WHAT IS REQUIRED »
Copy the material that follows word for word and omit its pictures.

--- start of AVAILABLE DATA ---

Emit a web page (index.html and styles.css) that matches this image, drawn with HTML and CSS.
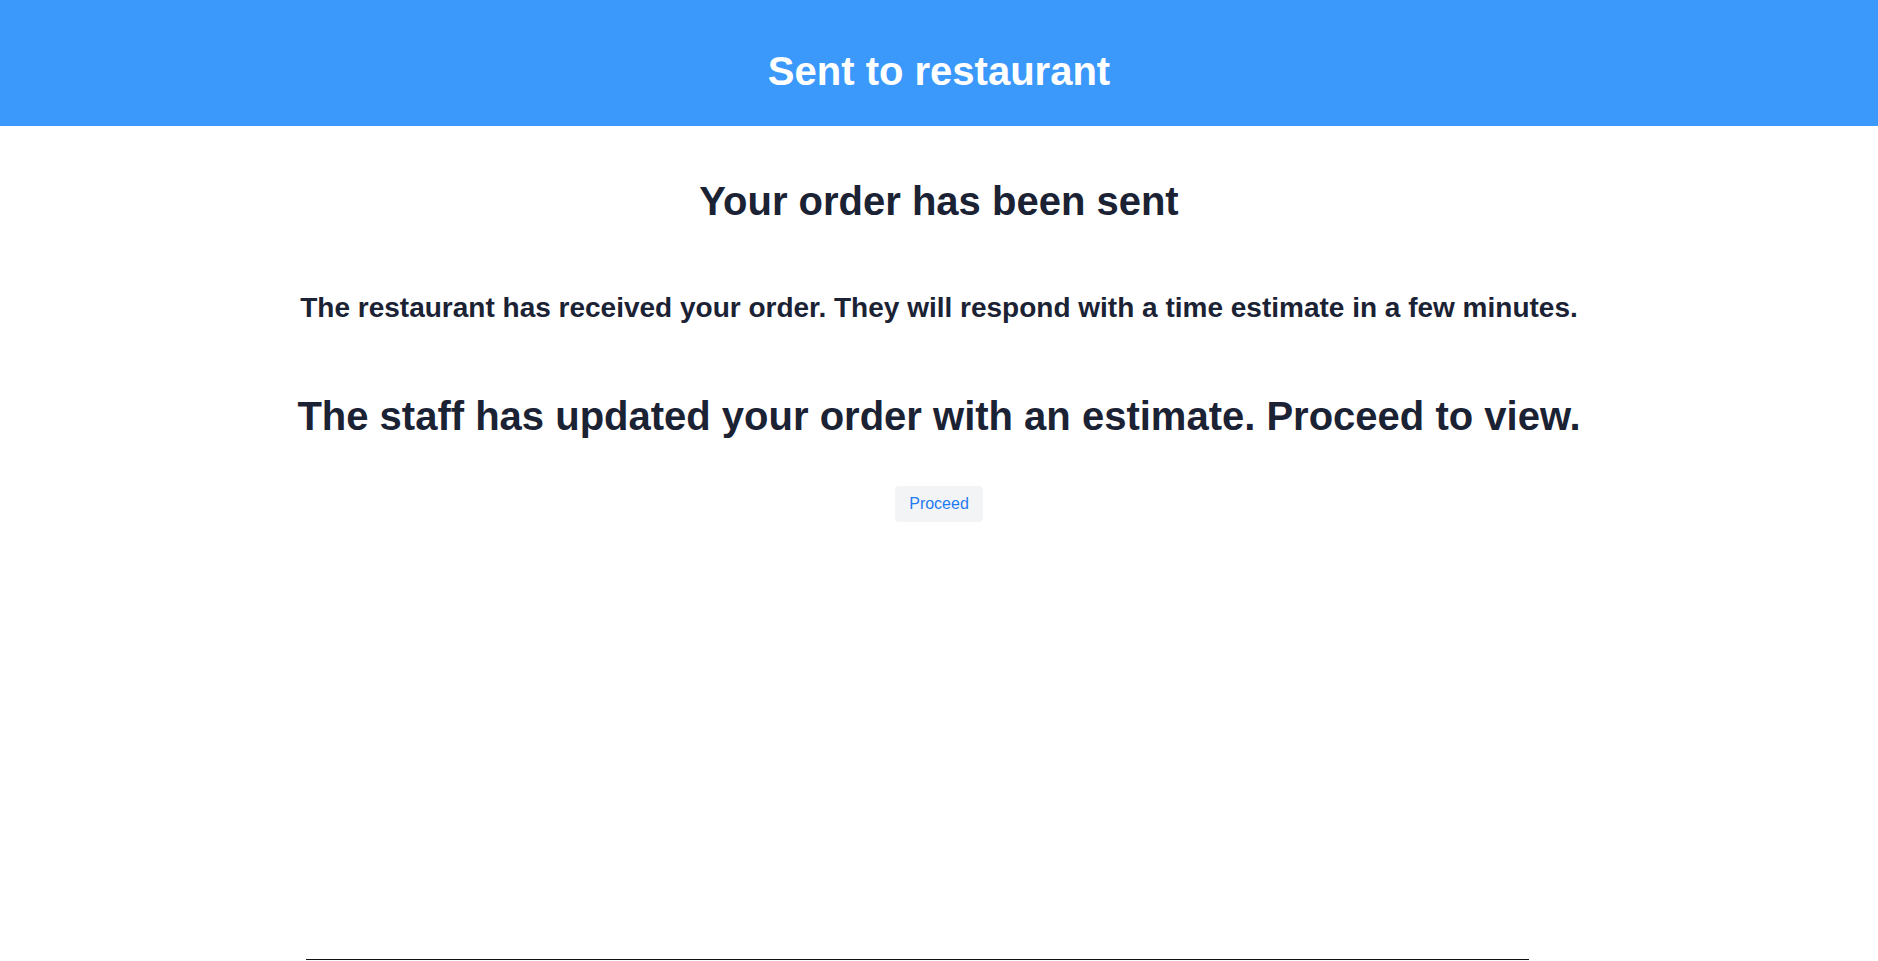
FILE: index.html
```html
<!DOCTYPE html>
<html lang="en">
<head>
<meta charset="utf-8">
<title>Sent to restaurant</title>
<link rel="stylesheet" href="styles.css">
</head>
<body>
<header class="topbar">
  <h1 class="topbar-title">Sent to restaurant</h1>
</header>
<main class="content">
  <h2 class="headline">Your order has been sent</h2>
  <p class="subline">The restaurant has received your order. They will respond with a time estimate in a few minutes.</p>
  <h2 class="update">The staff has updated your order with an estimate. Proceed to view.</h2>
  <button class="proceed" type="button">Proceed</button>
</main>
<div class="footer-rule"></div>
</body>
</html>
```

FILE: styles.css
```css
* { box-sizing: border-box; }
html, body { margin: 0; padding: 0; }
body {
  font-family: "Liberation Sans", Arial, sans-serif;
  color: #1a2234;
  background: #ffffff;
  overflow: hidden;
}
.topbar {
  background: #3b99fc;
  height: 126px;
  padding-top: 48px;
  text-align: center;
}
.topbar-title {
  margin: 0;
  font-size: 40px;
  line-height: 46px;
  font-weight: 700;
  color: #ffffff;
}
.content {
  text-align: center;
  display: flex;
  flex-direction: column;
  align-items: center;
}
.headline {
  margin: 52px 0 0;
  font-size: 40px;
  line-height: 46px;
  font-weight: 700;
}
.subline {
  margin: 68px 0 0;
  font-size: 28px;
  line-height: 32px;
  font-weight: 700;
}
.update {
  margin: 69px 0 0;
  font-size: 40px;
  line-height: 46px;
  font-weight: 700;
}
.proceed {
  margin-top: 47px;
  height: 36px;
  width: 88px;
  padding: 0;
  border: none;
  border-radius: 4px;
  background: #f3f4f6;
  color: #1f7bf2;
  font-family: "Liberation Sans", Arial, sans-serif;
  font-size: 16px;
  cursor: pointer;
}
.footer-rule {
  margin: 437px 0 0 306px;
  width: 1223px;
  height: 1px;
  background: #111111;
}
```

--- end of AVAILABLE DATA ---

CORRECT OUTPUT »
Emit a web page (index.html and styles.css) that matches this image, drawn with HTML and CSS.
FILE: index.html
```html
<!DOCTYPE html>
<html lang="en">
<head>
<meta charset="utf-8">
<title>Sent to restaurant</title>
<link rel="stylesheet" href="styles.css">
</head>
<body>
<header class="topbar">
  <h1 class="topbar-title">Sent to restaurant</h1>
</header>
<main class="content">
  <h2 class="headline">Your order has been sent</h2>
  <p class="subline">The restaurant has received your order. They will respond with a time estimate in a few minutes.</p>
  <h2 class="update">The staff has updated your order with an estimate. Proceed to view.</h2>
  <button class="proceed" type="button">Proceed</button>
</main>
<div class="footer-rule"></div>
</body>
</html>
```

FILE: styles.css
```css
* { box-sizing: border-box; }
html, body { margin: 0; padding: 0; }
body {
  font-family: "Liberation Sans", Arial, sans-serif;
  color: #1a2234;
  background: #ffffff;
  overflow: hidden;
}
.topbar {
  background: #3b99fc;
  height: 126px;
  padding-top: 48px;
  text-align: center;
}
.topbar-title {
  margin: 0;
  font-size: 40px;
  line-height: 46px;
  font-weight: 700;
  color: #ffffff;
}
.content {
  text-align: center;
  display: flex;
  flex-direction: column;
  align-items: center;
}
.headline {
  margin: 52px 0 0;
  font-size: 40px;
  line-height: 46px;
  font-weight: 700;
}
.subline {
  margin: 68px 0 0;
  font-size: 28px;
  line-height: 32px;
  font-weight: 700;
}
.update {
  margin: 69px 0 0;
  font-size: 40px;
  line-height: 46px;
  font-weight: 700;
}
.proceed {
  margin-top: 47px;
  height: 36px;
  width: 88px;
  padding: 0;
  border: none;
  border-radius: 4px;
  background: #f3f4f6;
  color: #1f7bf2;
  font-family: "Liberation Sans", Arial, sans-serif;
  font-size: 16px;
  cursor: pointer;
}
.footer-rule {
  margin: 437px 0 0 306px;
  width: 1223px;
  height: 1px;
  background: #111111;
}
```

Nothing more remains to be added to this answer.